What Are Virtual Environments?¶
A virtual environment is an isolated workspace where you can: - Test changes to YAML pipeline definitions - Preview impact before execution - Validate transformations safely - Promote verified changes to production
Think of environments as Git branches for your data pipeline state - they let you experiment without breaking production.
Architecture¶
Directory Structure¶
Environments are stored under target/environments/<name>/:
target/
├── manifest.json # Production manifest
├── run_state.json # Production execution state
├── cache/ # Production data cache
└── environments/
├── dev/
│ ├── env_config.json # Environment metadata
│ ├── plan.json # Saved execution plan
│ ├── manifest.json # Environment manifest
│ ├── run_state.json # Environment execution state
│ ├── refs.json # References to production data
│ └── cache/ # Environment-specific cache
└── staging/
└── ...
State Isolation¶
Each environment maintains: - Isolated manifest: Independent YAML definitions - Isolated state: Separate execution history - Isolated cache: Environment-specific data outputs - Production references: Links to unchanged production data
Cost Model¶
Metadata-only promotion (default): - Only execution state and manifest are copied - No data duplication - Fast promotion (milliseconds) - Production references remain valid
Data copy (optional): - Full cache duplication for complete isolation - Used when data formats change - Slower promotion but more isolated
Workflow¶
1. Plan¶
Preview what will change before execution:
This creates a plan that shows:
- Modified nodes and their change categories
- Downstream impact analysis
- Total nodes to execute
- Saved to target/environments/dev/plan.json
Plan staleness detection: Plans include a manifest fingerprint. If you modify YAMLs after planning, apply will detect staleness and require re-planning.
2. Apply¶
Execute the plan in the environment:
This: - Validates plan staleness - Executes changed nodes and their downstream dependents - Saves results to environment cache - Updates environment state
Parallel execution is supported:
3. Validate¶
Query and validate environment results before promoting:
# Check environment status
seeknal env list
# Compare with production
seeknal diff
# Run tests against environment data
pytest tests/ --env dev
4. Promote¶
Move verified changes to production:
This: - Validates environment has been applied - Copies environment state to production - Copies environment cache to production - Uses atomic two-phase commit (temp → rename)
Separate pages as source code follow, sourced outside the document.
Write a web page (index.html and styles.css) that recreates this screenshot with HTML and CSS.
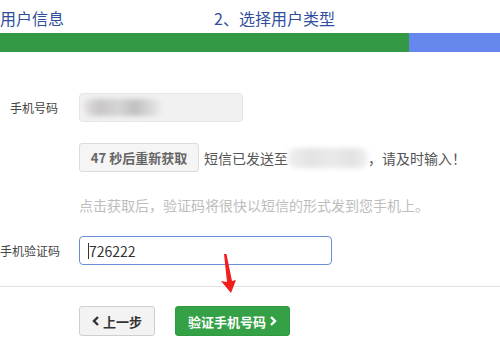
FILE: index.html
```html
<!DOCTYPE html>
<html lang="zh-CN">
<head>
<meta charset="utf-8">
<title>验证手机号码</title>
<link rel="stylesheet" href="styles.css">
</head>
<body>
<div class="page">
  <div class="steps">
    <div class="step step-first">用户信息</div>
    <div class="step">2、选择用户类型</div>
  </div>
  <div class="progress">
    <div class="progress-done"></div>
    <div class="progress-todo"></div>
  </div>

  <div class="form">
    <div class="label">手机号码</div>
    <div class="field">
      <div class="input input-readonly"><span class="blur blur-phone"></span></div>
    </div>

    <div class="label"></div>
    <div class="field sms-row">
      <button class="btn btn-count">47 秒后重新获取</button>
      <span class="sms-text">短信已发送至</span><span class="blur blur-inline"></span><span class="sms-text">，请及时输入！</span>
    </div>

    <div class="label"></div>
    <div class="field hint">点击获取后，验证码将很快以短信的形式发到您手机上。</div>

    <div class="label">手机验证码</div>
    <div class="field">
      <div class="input input-active"><span class="caret"></span>726222</div>
    </div>
  </div>

  <div class="divider"></div>

  <div class="actions">
    <button class="btn btn-back"><svg class="chev" width="8" height="10" viewBox="0 0 8 10"><path d="M6 1 L2 5 L6 9" fill="none" stroke="#333" stroke-width="2.4"/></svg>上一步</button>
    <button class="btn btn-next">验证手机号码<svg class="chev chev-r" width="8" height="10" viewBox="0 0 8 10"><path d="M2 1 L6 5 L2 9" fill="none" stroke="#fff" stroke-width="2.4"/></svg></button>
  </div>

  <svg class="arrow" width="20" height="44" viewBox="0 0 20 44">
    <polygon points="3,0 5.5,0 11,27 15,26 10,39 0,27 6,28" fill="#f21d1d"/>
  </svg>
</div>
</body>
</html>
```

FILE: styles.css
```css
* { box-sizing: border-box; }
html, body { margin: 0; padding: 0; background: #fff; }
body {
  font-family: "Noto Sans CJK SC", "Liberation Sans", sans-serif;
  color: #333;
  width: 500px;
  height: 350px;
  overflow: hidden;
}
.page { position: relative; width: 500px; height: 350px; }

.steps {
  display: flex;
  height: 33px;
  align-items: center;
  font-size: 16px;
  color: #2f4f9e;
  padding-top: 2px;
}
.step-first { width: 214px; }

.progress { display: flex; height: 19px; }
.progress-done { width: 409px; background: #339944; }
.progress-todo { flex: 1; background: #6688ee; }

.form {
  display: grid;
  grid-template-columns: 58px 1fr;
  column-gap: 21px;
  row-gap: 21px;
  padding-top: 41px;
  align-items: center;
}
.label {
  font-size: 12px;
  color: #444;
  text-align: right;
  white-space: nowrap;
}
.field { display: flex; align-items: center; }

.input {
  height: 29px;
  border-radius: 4px;
  display: flex;
  align-items: center;
  font-size: 14px;
}
.input-readonly {
  width: 164px;
  background: #f1f1f1;
  border: 1px solid #e6e6e6;
  padding-left: 4px;
}
.input-active {
  width: 253px;
  border: 1px solid #6b8fd4;
  padding-left: 8px;
  color: #333;
}
.caret {
  display: inline-block;
  width: 1px;
  height: 16px;
  background: #333;
  margin-right: 0;
}

.blur {
  display: inline-block;
  filter: blur(2.5px);
  border-radius: 8px;
}
.blur-phone {
  width: 78px;
  height: 17px;
  background: linear-gradient(90deg, #e2dfdf 0%, #c8c6c6 20%, #d6d5d5 45%, #c1bfbf 65%, #d8d8d8 85%, #ececec 100%);
}
.blur-inline {
  width: 80px;
  height: 20px;
  background: linear-gradient(90deg, #eeeeee 0%, #e3e3e3 30%, #eaeaea 55%, #e2e2e2 80%, #f1f1f1 100%);
}

.sms-row { gap: 0; }
.btn {
  font-family: "Noto Sans CJK SC", "Liberation Sans", sans-serif;
  font-weight: bold;
  font-size: 13px;
  height: 29px;
  border-radius: 3px;
  display: inline-flex;
  align-items: center;
  justify-content: center;
  padding: 0;
  cursor: pointer;
}
.btn-count {
  width: 120px;
  background: #f5f5f5;
  border: 1px solid #dcdcdc;
  color: #666;
  margin-right: 5px;
}
.sms-text { font-size: 14px; color: #555; }

.hint { font-size: 14px; color: #bdbdbd; line-height: 20px; margin-top: 2px; }

.divider {
  margin-top: 21px;
  height: 1px;
  background: #e3e3e3;
}

.actions {
  display: flex;
  gap: 20px;
  padding-left: 79px;
  margin-top: 19px;
}
.btn-back {
  width: 76px;
  height: 30px;
  background: #f3f3f3;
  border: 1px solid #cfcfcf;
  color: #333;
}
.btn-next {
  width: 115px;
  height: 30px;
  background: #34a146;
  border: 1px solid #2f9a40;
  color: #fff;
}
.chev { margin-right: 3px; }
.chev-r { margin-right: 0; margin-left: 3px; }

.arrow {
  position: absolute;
  left: 221px;
  top: 254px;
}
```
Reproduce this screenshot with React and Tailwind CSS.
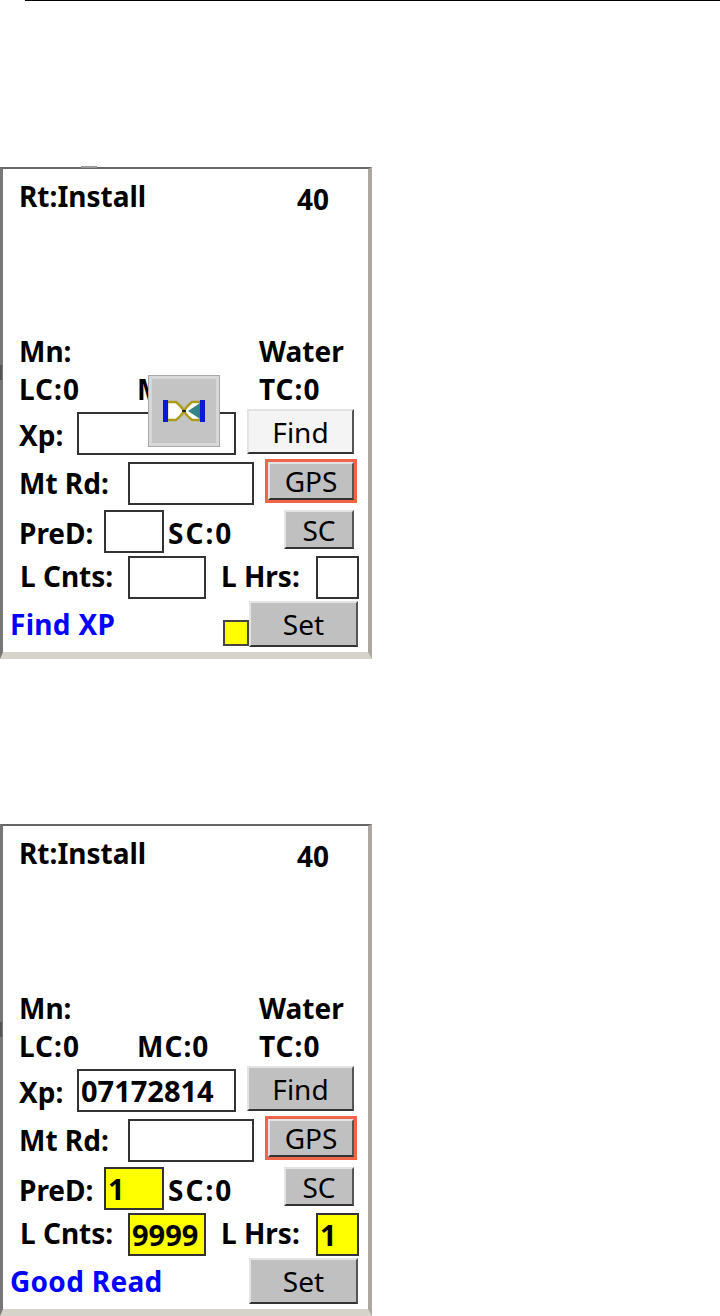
const font = { fontFamily: '"Noto Sans", sans-serif' };

function Label({ w, className = '', children }) {
  return <span className={`shrink-0 whitespace-nowrap font-bold text-[28px] leading-none text-black ${w} ${className}`}>{children}</span>;
}

function Field({ className = '', children }) {
  return (
    <div className={`shrink-0 flex items-center h-[43px] border-2 border-[#333] font-bold text-[29px] leading-none text-black pl-[2px] ${className}`}>
      {children}
    </div>
  );
}

function Btn({ className = '', children }) {
  return (
    <div className={`shrink-0 flex items-center justify-center border-2 border-t-[#e4e4e4] border-l-[#e4e4e4] border-r-[#555] border-b-[#333] text-[28px] leading-none text-black ${className}`}>
      {children}
    </div>
  );
}

function Hourglass() {
  return (
    <svg width="42" height="22" viewBox="0 0 42 22">
      <path d="M4 2 H13 Q19 7 21 11 Q23 7 29 2 H38 V20 H29 Q23 15 21 11 Q19 15 13 20 H4 Z" fill="#fff" stroke="#a89c18" strokeWidth="2.5" />
      <path d="M25 11 L37 3 V19 Z" fill="#0f6f6f" opacity="0.85" />
      <path d="M19 11 H23" stroke="#222" strokeWidth="2" />
      <rect x="0" y="0" width="5" height="22" fill="#0a18d8" />
      <rect x="37" y="0" width="5" height="22" fill="#0a18d8" />
    </svg>
  );
}

function Screen({ mc, busy, xp, pred, cnts, hrs, status, tick }) {
  const yellow = pred ? 'bg-[#ffff00]' : 'bg-white';
  return (
    <div className="relative w-[372px] h-[492px] shrink-0 bg-white border-t-[2px] border-t-[#666] border-l-[3px] border-l-[#777] border-r-[4px] border-r-[#aaa8a0] border-b-[7px] border-b-[#d6d3cb]" style={font}>
      {/* top row */}
      <div className="flex items-start h-[167px] pt-[13px]">
        <Label w="w-[278px]" className="ml-[16px]">Rt:Install</Label>
        <Label className="mt-[3px]">40</Label>
      </div>

      {/* meter name */}
      <div className="flex items-start h-[37px]">
        <Label w="w-[240px]" className="ml-[16px] mt-[1px]">Mn:</Label>
        <Label className="mt-[1px]">Water</Label>
      </div>
      <div className="flex items-start h-[36px] pt-[2px]">
        <Label w="w-[118px]" className="ml-[16px] tracking-[1px]">LC:0</Label>
        <Label w="w-[122px]" className="tracking-[1px]">{mc}</Label>
        <Label className="tracking-[1px]">TC:0</Label>
      </div>

      {/* inputs */}
      <div className="flex items-start h-[50px]">
        <Label w="w-[58px]" className="ml-[16px] mt-[12px]">Xp:</Label>
        <Field className="w-[159px] mt-[3px] bg-white">{xp}</Field>
        <Btn className={`w-[107px] h-[45px] ml-[11px] ${busy ? 'bg-[#f4f4f4]' : 'bg-[#c0c0c0]'}`}>Find</Btn>
      </div>
      <div className="flex items-start h-[51px]">
        <Label w="w-[109px]" className="ml-[16px] mt-[10px]">Mt Rd:</Label>
        <Field className="w-[126px] mt-[3px] bg-white" />
        <div className="ml-[11px] p-[3px] bg-[#f0664a]">
          <Btn className="w-[86px] h-[38px] bg-[#c0c0c0]">GPS</Btn>
        </div>
      </div>
      <div className="flex items-start h-[46px]">
        <Label w="w-[85px]" className="ml-[16px] mt-[9px]">PreD:</Label>
        <Field className={`w-[60px] ${yellow}`}>{pred}</Field>
        <Label w="w-[116px]" className="ml-[4px] mt-[9px] tracking-[2px]">SC:0</Label>
        <Btn className="w-[70px] h-[39px] bg-[#c0c0c0]">SC</Btn>
      </div>
      <div className="flex items-start h-[45px]">
        <Label w="w-[108px]" className="ml-[17px] mt-[6px]">L Cnts:</Label>
        <Field className={`w-[78px] ${yellow}`}>{cnts}</Field>
        <Label w="w-[95px]" className="ml-[15px] mt-[6px]">L Hrs:</Label>
        <Field className={`w-[43px] ${yellow}`}>{hrs}</Field>
      </div>

      {/* status */}
      <div className="flex items-center h-[46px]">
        <Label w="w-[213px]" className="ml-[7px] tracking-[0.3px] !text-[#0000ff]">{status}</Label>
        {busy
          ? <div className="w-[26px] h-[26px] mt-[18px] shrink-0 bg-[#ffff00] border-2 border-[#444]" />
          : <div className="w-[26px] shrink-0" />}
        <Btn className="w-[109px] h-[46px] bg-[#c0c0c0]">Set</Btn>
      </div>

      {busy && (
        <div className="absolute left-[146px] top-[207px] w-[70px] h-[70px] flex items-center justify-center bg-[#c4c4c4] border-[3px] border-[#d8d8d8] outline-1 outline-[#aaa]">
          <Hourglass />
        </div>
      )}
      {tick && <div className="absolute left-[78px] -top-[3px] w-[16px] h-[2px] bg-[#999]" />}
      <div className="absolute -left-[3px] top-[196px] w-[2px] h-[15px] bg-[#555]" />
    </div>
  );
}

export default function App() {
  return (
    <div className="w-[720px] h-[1316px] overflow-hidden bg-white flex flex-col">
      <div className="ml-[25px] h-px bg-black shrink-0" />
      <div className="mt-[166px]">
        <Screen mc="MC:0" busy tick status="Find XP" />
      </div>
      <div className="mt-[165px]">
        <Screen mc="MC:0" xp="07172814" pred="1" cnts="9999" hrs="1" status="Good Read" />
      </div>
    </div>
  );
}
Atomic promotion: Uses temporary directory with rollback capability to prevent corruption if interrupted.
CLI Commands¶
Planning¶
# Create environment plan
seeknal plan <env_name>
# Backward-compatible alias
seeknal env plan <env_name>
Applying¶
# Execute plan (sequential)
seeknal run --env <env_name>
# Execute plan (parallel)
seeknal run --env <env_name> --parallel
# Execute with specific workers
seeknal run --env <env_name> --parallel --max-workers 8
# Force apply even if plan is stale
seeknal run --env <env_name> --force
# Backward-compatible alias
seeknal env apply <env_name>
Promoting¶
# Promote to production
seeknal promote <env_name>
# Promote to another environment
seeknal env promote <source_env> <target_env>
Management¶
# List all environments
seeknal env list
# Delete an environment
seeknal env delete <env_name>
# Delete an expired or unused environment
seeknal env delete old-experiment
Environment Configuration¶
Each environment has metadata in env_config.json:
{
"name": "dev",
"created_at": "2026-02-09T10:00:00",
"last_accessed": "2026-02-09T12:30:00",
"promoted_from": null,
"ttl_seconds": 604800
}
TTL (Time-To-Live): Environments auto-expire after 7 days of inactivity by default. Use seeknal env delete <name> to remove expired environments.
Production References¶
For unchanged nodes, environments create references to production data instead of re-executing:
{
"refs": [
{
"node_id": "source.orders",
"output_path": "target/cache/source/orders.parquet",
"fingerprint": "abc123..."
}
]
}
This enables: - Fast environment creation (no redundant execution) - Cost savings (no data duplication) - Consistency (unchanged nodes use proven production data)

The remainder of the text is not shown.